Objectively speaking, Michel Houellebecq probably should not be read. (I say that as an enthralled reader of everything he has ever published.) In a more robust, self-assured civilisation, Houellebecq and his ideas would be firmly suppressed, or he would simply be ignored by an indifferent public. Houellebecq knows this; the fact that he exists is part of his indictment. His success is his accusation.

Houellebecq drains all the cheer out of life, because cheer requires illusion, ignorance and hypocrisy — all of which are healthy traits in any virile psychic economy, as Nietzsche understood. Again, Houellebecq knows this, having read his Nietzsche. But Houellebecq refuses us our vital errors, driven as he is by (more or less conscious) malice and resentment. In a sense, I wish I had never read him; though of course this is not really true — I read him raptly, and he inflicted exactly the kind of wound I was longing for.

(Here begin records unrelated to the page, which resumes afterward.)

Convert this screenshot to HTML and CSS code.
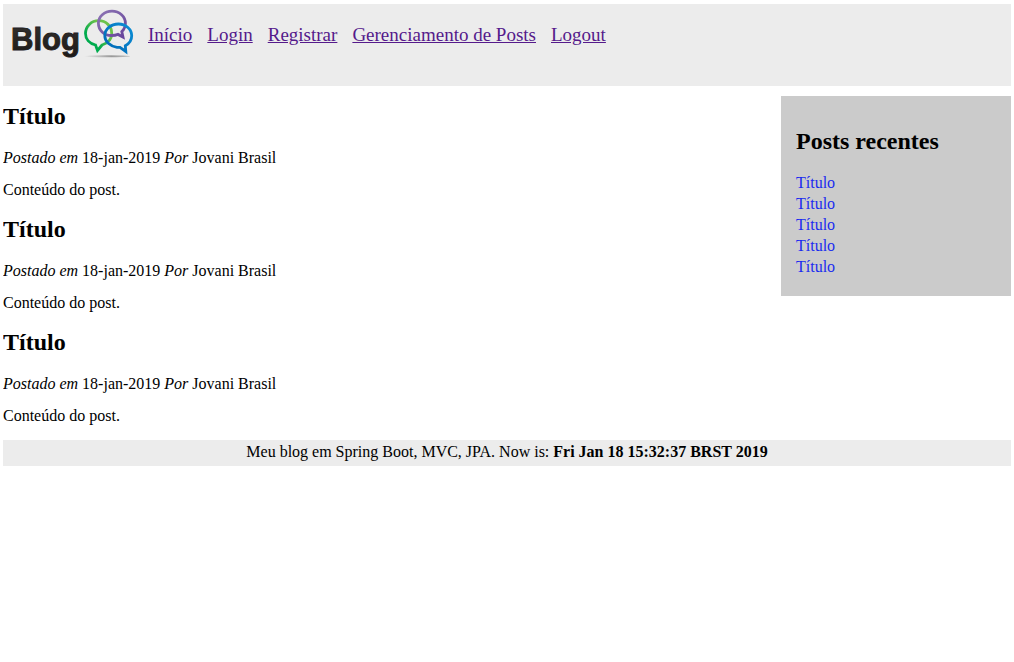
FILE: index.html
```html
<!DOCTYPE html>
<html lang="pt-BR">
<head>
<meta charset="utf-8">
<title>Blog</title>
<link rel="stylesheet" href="styles.css">
</head>
<body>
<header class="header">
  <svg class="logo" viewBox="11 8 124 52" width="124" height="52" role="img" aria-label="Blog">
    <defs>
      <linearGradient id="ink" x1="0" y1="0" x2="0" y2="1"><stop offset="0" stop-color="#34312f"/><stop offset="1" stop-color="#1c1917"/></linearGradient>
      <linearGradient id="green" x1="0" y1="1" x2="1" y2="0"><stop offset="0.3" stop-color="#00ab4e"/><stop offset="0.7" stop-color="#6cc24a"/></linearGradient>
      <linearGradient id="purple" x1="0" y1="0" x2="1" y2="1"><stop offset="0" stop-color="#8d75b4"/><stop offset="1" stop-color="#65439a"/></linearGradient>
      <linearGradient id="blue" x1="0" y1="1" x2="1" y2="0"><stop offset="0" stop-color="#0066b3"/><stop offset="1" stop-color="#0c8fd6"/></linearGradient>
      <linearGradient id="shadow"><stop offset="0" stop-color="#999" stop-opacity="0"/><stop offset="0.6" stop-color="#999"/><stop offset="1" stop-color="#999" stop-opacity="0.5"/></linearGradient>
    </defs>
    <text class="logo-text" x="11" y="50" fill="url(#ink)" stroke="#24211f">Blog</text>
    <ellipse cx="107" cy="56.300" rx="23" ry="1" fill="url(#shadow)"/>
    <g fill="none" stroke-width="2.800" stroke-linejoin="miter">
      <path stroke="url(#green)" d="M95.500 45C89.500 43.500 85.500 39.200 85.500 33.500C85.500 26.300 91.300 20.700 98.700 20.700C106 20.700 111.700 26.300 111.700 33.300C111.700 39 107.700 43.300 102 45L97.500 50.500Z"/>
      <path stroke="url(#purple)" d="M111.500 35.500C104 35.500 98.400 30 98.400 23.200C98.400 16.500 104.300 11.200 112 11.200C119.600 11.200 125.400 16.500 125.400 23.200C125.400 26.700 124 29.500 121.800 31.600L123 37L118 34.400C116 35.200 114 35.500 111.500 35.500Z"/>
      <path stroke="url(#blue)" d="M117 47.300C110 46.300 104.800 41.500 104.800 35.700C104.800 29 111 24 118.400 24C126 24 131.700 29.300 131.700 35.700C131.700 39.800 129.200 43.600 125.300 45.700L125.800 51.500L120 47.300Z"/>
    </g>
  </svg>
  <nav class="nav">
    <a href="#">Início</a>
    <a href="#">Login</a>
    <a href="#">Registrar</a>
    <a href="#">Gerenciamento de Posts</a>
    <a href="#">Logout</a>
  </nav>
</header>
<div class="content">
  <main class="posts">
    <article class="post">
      <h2>Título</h2>
      <p class="meta"><i>Postado em</i> 18-jan-2019 <i>Por</i> Jovani Brasil</p>
      <p>Conteúdo do post.</p>
    </article>
    <article class="post">
      <h2>Título</h2>
      <p class="meta"><i>Postado em</i> 18-jan-2019 <i>Por</i> Jovani Brasil</p>
      <p>Conteúdo do post.</p>
    </article>
    <article class="post">
      <h2>Título</h2>
      <p class="meta"><i>Postado em</i> 18-jan-2019 <i>Por</i> Jovani Brasil</p>
      <p>Conteúdo do post.</p>
    </article>
  </main>
  <aside class="sidebar">
    <h2>Posts recentes</h2>
    <ul class="recent">
      <li><a href="#">Título</a></li>
      <li><a href="#">Título</a></li>
      <li><a href="#">Título</a></li>
      <li><a href="#">Título</a></li>
      <li><a href="#">Título</a></li>
    </ul>
  </aside>
</div>
<footer class="footer">Meu blog em Spring Boot, MVC, JPA. Now is: <b>Fri Jan 18 15:32:37 BRST 2019</b></footer>
</body>
</html>
```
FILE: styles.css
```css
body {
  margin: 4px 3px;
  background: #fff;
  color: #000;
  font: 16px/18px "Liberation Serif", "Times New Roman", serif;
}
h2 {
  margin: 0;
  font-size: 24px;
  line-height: 28px;
}
p { margin: 0; }
.header {
  display: flex;
  align-items: flex-start;
  gap: 13px;
  padding: 4px 8px 26px;
  background: #ececec;
}
.logo { flex: none; }
.logo-text {
  font: 700 31px "Liberation Sans", Arial, sans-serif;
  stroke-width: 1px;
}
.nav {
  display: flex;
  flex-wrap: wrap;
  gap: 15px;
  padding-top: 16px;
  font-size: 19px;
  line-height: 22px;
}
.nav a { color: #551a8b; }
.content {
  display: flex;
  align-items: flex-start;
  gap: 15px;
  margin-top: 10px;
}
.posts {
  flex: 1;
  display: grid;
  gap: 16px;
  padding: 6px 0 15px;
}
.post {
  display: grid;
  gap: 14px;
}
.post h2 { margin-bottom: 5px; }
.sidebar {
  box-sizing: border-box;
  width: 230px;
  padding: 31px 15px 19px;
  background: #cbcbcb;
}
.recent {
  margin: 17px 0 0;
  padding: 0;
  list-style: none;
  line-height: 21px;
}
.recent a {
  color: #1a2cf0;
  text-decoration: none;
}
.footer {
  padding: 3px 10px 5px;
  background: #ececec;
  text-align: center;
}
```
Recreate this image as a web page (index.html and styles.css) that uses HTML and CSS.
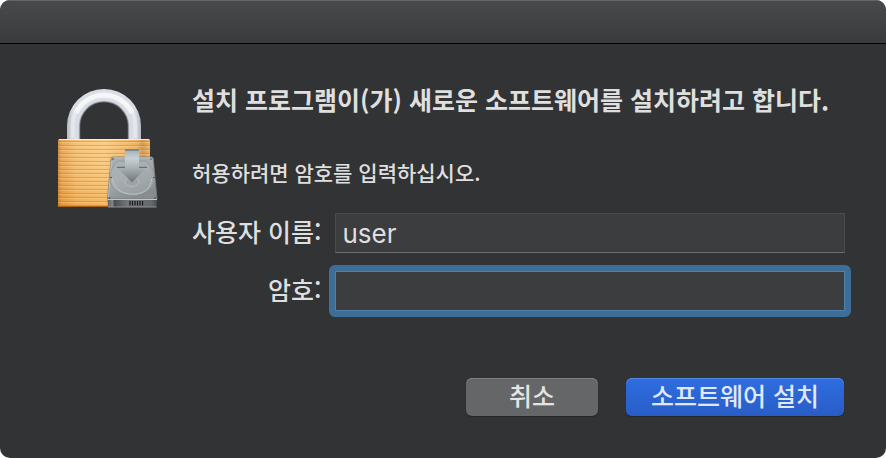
FILE: index.html
```html
<!DOCTYPE html>
<html lang="ko">
<head>
<meta charset="utf-8">
<meta name="viewport" content="width=device-width, initial-scale=1">
<title>설치 프로그램</title>
<link rel="stylesheet" href="styles.css">
</head>
<body>
<main class="dialog" role="dialog" aria-labelledby="dialog-title">
  <header class="titlebar"></header>
  <div class="content">
    <svg class="lock" viewBox="10 5 105 125" aria-hidden="true">
      <defs>
        <linearGradient id="steel" x1="22" x2="96" y1="0" y2="0" gradientUnits="userSpaceOnUse">
          <stop offset="0" stop-color="#b6bbc5"/><stop offset=".08" stop-color="#d9dce3"/>
          <stop offset=".5" stop-color="#dcdfe5"/><stop offset=".92" stop-color="#d9dce3"/>
          <stop offset="1" stop-color="#b3b9c5"/>
        </linearGradient>
        <linearGradient id="brass" x1="0" x2="1" y1="0" y2="0">
          <stop offset="0" stop-color="#c47722"/><stop offset=".04" stop-color="#e79b41"/>
          <stop offset=".2" stop-color="#f5ba66"/><stop offset=".5" stop-color="#fbc777"/>
          <stop offset=".85" stop-color="#eda951"/><stop offset=".92" stop-color="#c98a3c"/>
          <stop offset="1" stop-color="#edaa51"/>
        </linearGradient>
        <linearGradient id="shade" x1="0" x2="0" y1="0" y2="1">
          <stop offset="0" stop-color="#fff" stop-opacity=".12"/>
          <stop offset="1" stop-color="#e58a20" stop-opacity=".3"/>
        </linearGradient>
        <pattern id="ridges" width="4" height="4" y="61" patternUnits="userSpaceOnUse">
          <path d="M0 0.5H4" stroke="#c87520" stroke-opacity=".42"/>
          <path d="M0 1.5H4" stroke="#ffe0a0" stroke-opacity=".3"/>
        </pattern>
        <linearGradient id="disk" x1="0" x2=".5" y1="0" y2="1">
          <stop offset="0" stop-color="#a9b1b5"/><stop offset=".5" stop-color="#a4aaad"/>
          <stop offset="1" stop-color="#868c90"/>
        </linearGradient>
        <linearGradient id="edge" x1="0" x2="1" y1="0" y2="0">
          <stop offset="0" stop-color="#595c5f"/><stop offset=".1" stop-color="#85888b"/>
          <stop offset=".14" stop-color="#4b4e51"/><stop offset=".4" stop-color="#74777a"/>
          <stop offset=".88" stop-color="#66696c"/><stop offset="1" stop-color="#4d5053"/>
        </linearGradient>
        <linearGradient id="arrow" x1="0" x2="0" y1="0" y2="1">
          <stop offset="0" stop-color="#a2b2b9"/><stop offset=".25" stop-color="#c6d1d5"/>
          <stop offset=".55" stop-color="#aab1b4"/><stop offset="1" stop-color="#6e7376"/>
        </linearGradient>
      </defs>
      <path d="M22 60V46a37 37 0 0 1 74 0V60H83.500V46a24.500 24.500 0 0 0-49 0V60Z" fill="url(#steel)"/>
      <path d="M34.500 59V46a24.500 24.500 0 0 1 49 0V59" fill="none" stroke="#9ba1ad" stroke-width="1.500" stroke-opacity=".6"/>
      <path d="M27.500 58V46a31.500 31.500 0 0 1 63 0V58" fill="none" stroke="#eef0f3" stroke-width="4" stroke-opacity=".6"/>
      <path d="M31 33a31 31 0 0 1 56 0" fill="none" stroke="#fff" stroke-width="5" stroke-opacity=".65"/>
      <rect x="13" y="59" width="92" height="68" rx="1.500" fill="url(#brass)"/>
      <rect x="13" y="59" width="92" height="68" rx="1.500" fill="url(#shade)"/>
      <rect x="13" y="61" width="92" height="65" fill="url(#ridges)"/>
      <path d="M14 59.500H104" stroke="#ffeeb9"/>
      <path d="M14 126.500H63" stroke="#ac6015"/>
      <path d="M67.500 77H106.500Q108 77 108.300 79L112 119H62.500L66 79Q66.200 77 67.500 77Z" fill="url(#disk)" stroke="#777e82" stroke-width=".8"/>
      <path d="M68 77.800H106.500M66.500 81L63.500 117" fill="none" stroke="#dbe0e2" stroke-width=".7" stroke-opacity=".7"/>
      <path d="M73 81H101C109 88 113 101 105 109C97 117 77 117 69 109C62 101 65 87 73 81Z" fill="#b1b6b8" fill-opacity=".4" stroke="#8b9296" stroke-width=".7"/>
      <path d="M67.500 99C69 111 81 115.500 92 114C101 112.500 106 107 106.500 99" fill="none" stroke="#c9ced0" stroke-width=".8"/>
      <ellipse cx="87" cy="102" rx="7" ry="4.500" fill="#9da3a6" stroke="#bdc2c4" stroke-width=".8"/>
      <path d="M62.500 119H112L111.500 127H63Z" fill="url(#edge)"/>
      <path d="M62.500 119.500H112" stroke="#c4c4c2"/>
      <path d="M63 127H111.500" stroke="#8f9193"/>
      <path d="M84 121h14v4.500h-14z" fill="#77797a"/>
      <path d="M85 121V125.500M87.500 121V125.500M90 121V125.500M92.500 121V125.500M95 121V125.500M97.500 121V125.500" stroke="#17191b" stroke-width="1.300"/>
      <g fill="#3f4447"><circle cx="68" cy="79" r=".8"/><circle cx="106" cy="79" r=".8"/><circle cx="66" cy="97.500" r=".8"/><circle cx="109" cy="97.500" r=".8"/><circle cx="64.500" cy="118" r=".8"/><circle cx="110" cy="118" r=".8"/></g>
      <path d="M80 70H94V87H102L87 102.500L72 87H80Z" fill="url(#arrow)"/>
      <path d="M80 70H94M72 87.300H80M94 87.300H102" stroke="#596065"/>
    </svg>
    <form class="form">
      <h1 class="title" id="dialog-title">설치 프로그램이(가) 새로운 소프트웨어를 설치하려고 합니다.</h1>
      <p class="hint">허용하려면 암호를 입력하십시오.</p>
      <div class="fields">
        <label for="username">사용자 이름:</label>
        <input class="field" id="username" type="text" value="user" autocomplete="off">
        <label for="password">암호:</label>
        <input class="field field-active" id="password" type="password" autocomplete="off">
      </div>
      <div class="actions">
        <button class="button" type="button">취소</button>
        <button class="button button-primary" type="submit">소프트웨어 설치</button>
      </div>
    </form>
  </div>
</main>
</body>
</html>
```
FILE: styles.css
```css
* {
  box-sizing: border-box;
}

body {
  margin: 0;
  background: #fff;
  color: #dfdfdf;
  font-family: "Noto Sans CJK KR", sans-serif;
  font-size: 25px;
  font-weight: 500;
  line-height: 32px;
}

.dialog {
  min-height: 100vh;
  border-radius: 10px;
  background: #323335;
  overflow: hidden;
}

.titlebar {
  height: 44px;
  border-top: 1px solid #646567;
  border-bottom: 1px solid #000;
  background: linear-gradient(#48494b, #3a3b3d);
}

.content {
  display: flex;
  align-items: flex-start;
  gap: 32px;
  padding: 39px 41px 40px 55px;
}

.lock {
  flex: none;
  width: 105px;
  height: 125px;
  margin-top: 2px;
}

.form {
  flex: 1;
  min-width: 0;
}

.title {
  margin: 0 0 41px;
  font-size: 25px;
  font-weight: 700;
  line-height: 32px;
  white-space: nowrap;
}

.hint {
  margin: 0 0 25px;
  font-size: 21px;
  line-height: 32px;
}

.fields {
  display: grid;
  grid-template-columns: max-content 1fr;
  align-items: center;
  gap: 18px 14px;
}

.fields label {
  padding-bottom: 4px;
  text-align: right;
}

.field {
  width: 100%;
  height: 40px;
  padding: 0 6px;
  border: 1px solid #4a4b4c;
  border-bottom-color: #6b6c6d;
  border-radius: 0;
  outline: none;
  background: #3c3d3f;
  color: #dfdfdf;
  font: 400 26px/36px Inter, "Noto Sans CJK KR", sans-serif;
}

/* The focus ring is drawn outside the field's own box. */
.field-active {
  width: calc(100% + 12px);
  height: 52px;
  margin: -6px;
  border: 6px solid #3e6e98;
  border-radius: 6px;
  box-shadow: inset 0 0 0 1px #4d82ae;
}

.actions {
  display: flex;
  justify-content: flex-end;
  gap: 28px;
  margin: 67px 1px 0 0;
}

.button {
  min-width: 132px;
  height: 38px;
  padding: 0 25px 4px;
  border: 0;
  border-radius: 6px;
  background: #656668;
  box-shadow: inset 0 1px #7e7f80, 0 1px 1px #242527;
  color: #e4e4e4;
  font: 500 25px/34px "Noto Sans CJK KR", sans-serif;
}

.button-primary {
  background: linear-gradient(#2f6de0, #285dc6);
  box-shadow: inset 0 1px #538ae8, 0 1px 1px #242527;
  color: #e0e9fa;
}
```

After Nietzsche had first read Schopenhauer, his friends said he was no longer the man he had once been, so enervated was he by his predecessor’s overwhelming pessimism. It took Nietzsche many years to claw his way back, to overcome Schopenhauer and posit new, anti-Schopenhauerian values. It would take a formidable force of will to overcome Houellebecq, once you have allowed him to whisper his insinuations in your ear. It may even be that, if you do have ears for Houellebecq, then you are already beyond help.